重构的需求
原来的丑×代码如下
subjects.each do |m|
subject = {}
subject[:cno] = m.children[1].text.slice(1..-1).strip
subject[:name] = m.children[3].text.slice(1..-1).strip
subject[:grade] = m.children[7].text.slice(1..-1).strip
subject[:date] = m.children[9].text.slice(1..-1).strip
subject[:point] = get_point(subject[:grade]).to_s
@guide_score_list << subject
end
我本来想直接改成下面这样
@guide_score_list << {
cno: m.children[1].text.slice(1..-1).strip,
name: m.children[3].text.slice(1..-1).strip,
grade: m.children[7].text.slice(1..-1).strip,
date: m.children[9].text.slice(1..-1).strip,
point: "大写的懵逼"
}
然后发现point的值要根据grade来计算,而这样写就只能写成下面这样,更加恶心。
get_point(m.children[7].text.slice(1..-1).strip).to_s
我觉得这段代码重复了好多遍,应该抽出来
m.children[i].text.slice(1..-1).strip
所以就想到了,能不能直接把两个数组元素一对一的,一个为key,一个为value,集合成Hash呢?
甜到掉牙的语法糖
keys = [:foo, :bar, :bat]
vals = [4, 5, 6]
# do something to get
{foo: 4, bar: 5, bat: 6}
于是这个风骚的方法就是
h = Hash[keys.zip vals]
# 其中 keys.zip vals => [[:foo, 4], [:bar, 5], [:bat, 6]]
# 然后再用Hash::[]方法生成一个Hash
这个方案是我从Stack Overflow里查来的,回答的人原话是这样的
h = Hash[a.zip b]
...damn, I love Ruby.
所以代码改成了下面这样,又简洁,又高端,这是最骚的
subjects.each do |m|
vals = [1, 3, 7, 9].map{ |i| m.children[i].text.slice(1..-1).strip }
vals << get_point(vals[2]).to_s
keys = [:cno, :name, :grade, :date, :point]

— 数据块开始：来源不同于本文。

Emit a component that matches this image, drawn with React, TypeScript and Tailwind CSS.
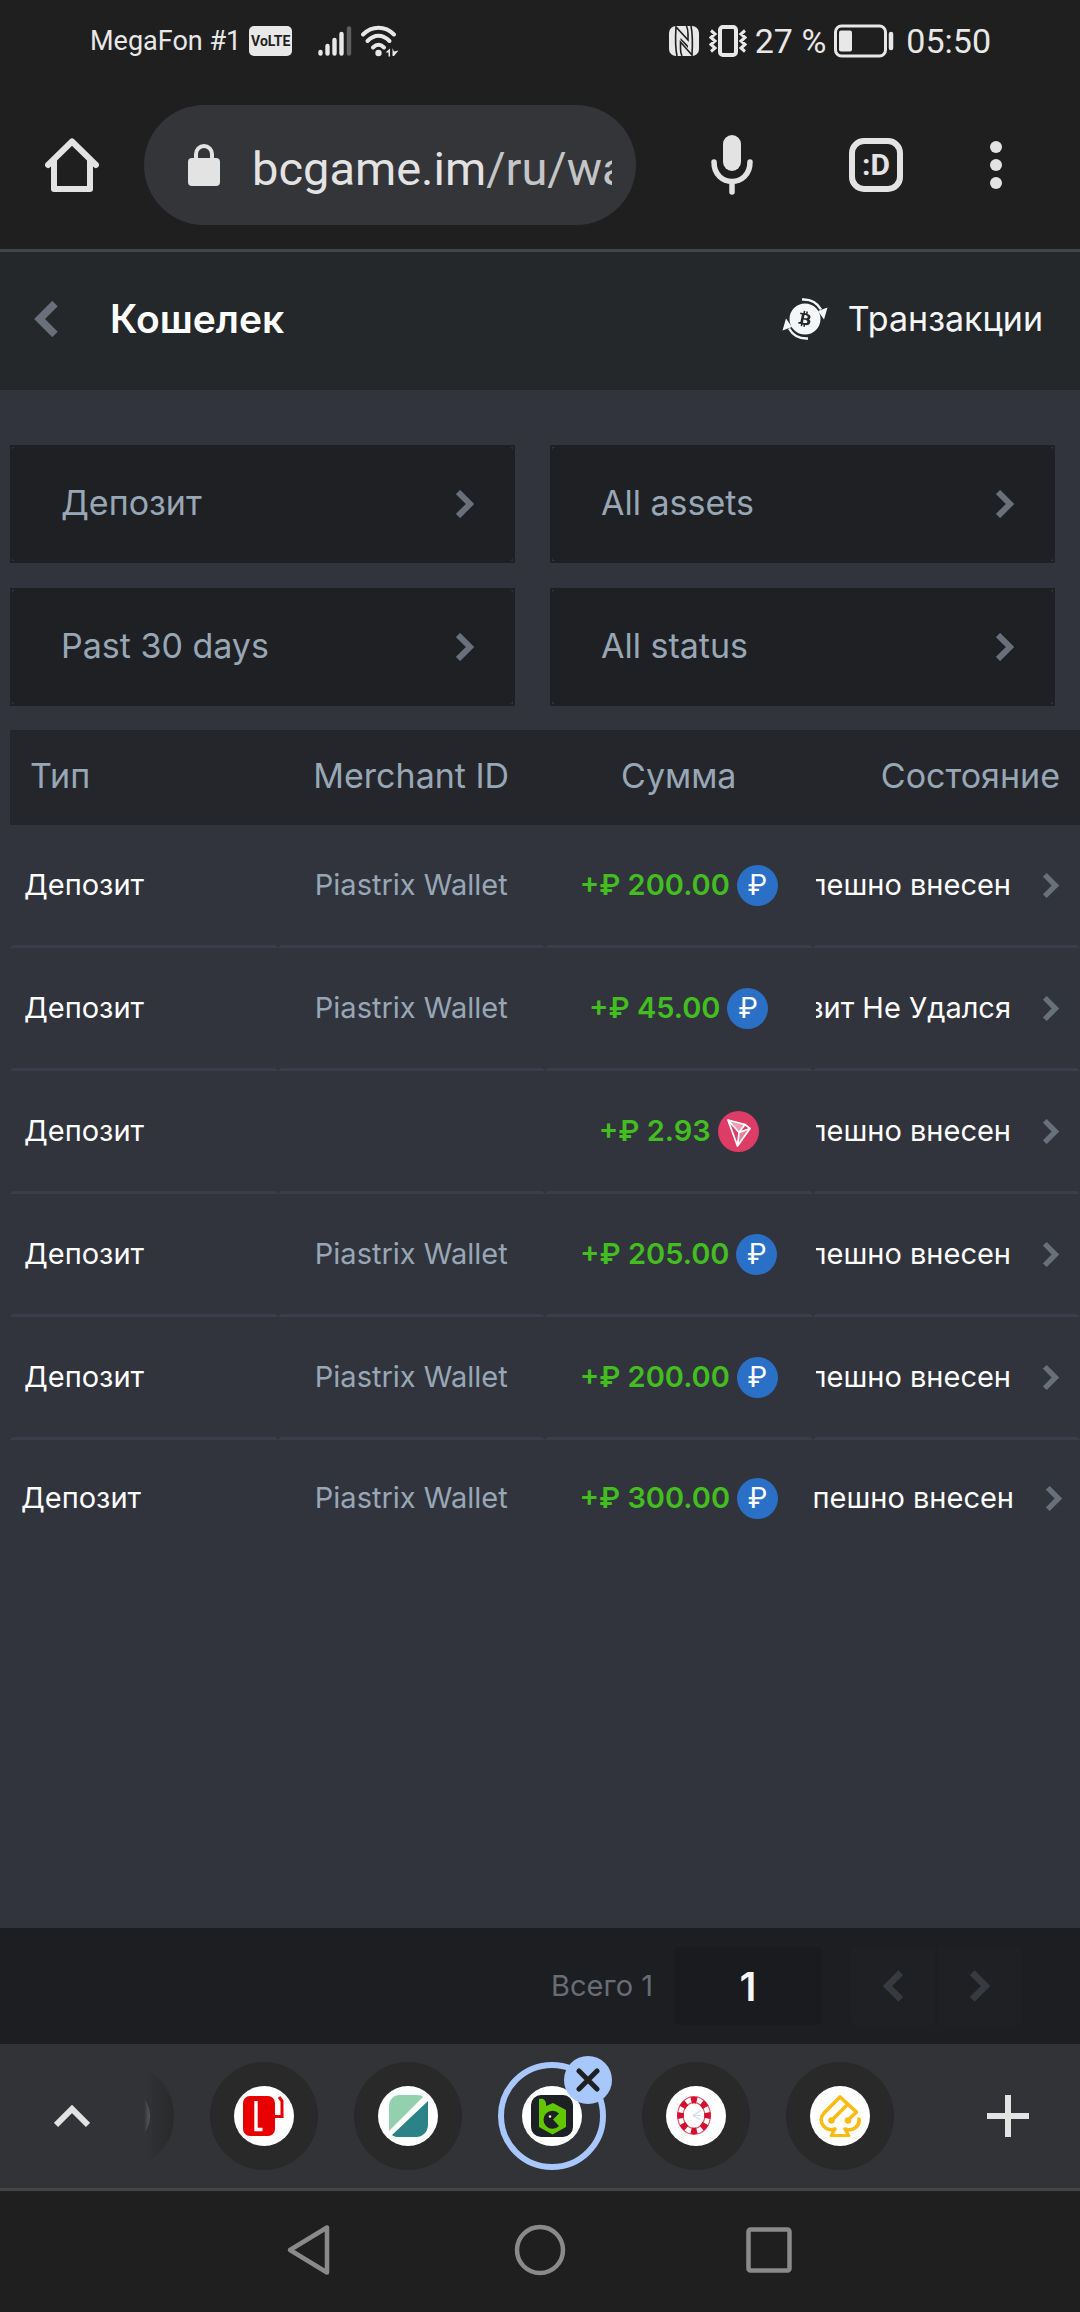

@guide_score_list << Hash[keys.zip vals]
end
其他细节
数组等长的情况下,这么做很完美,如果不等长呢?
试一下就知道了
keys = [:foo, :bar, :bat]
vals = [4, 5, 6, 7]
keys.zip vals # => [[:foo, 4], [:bar, 5], [:bat, 6]]
vals = [4, 5]
keys.zip vals # => [[:foo, 4], [:bar, 5], [:bat, nil]]
kvs = keys.zip vals
[keys, vals].transpose == kvs # => keys和vals长度相同时为true,长度不同时transpose方法会报错
Hash[kvs] == kvs.to_h # => true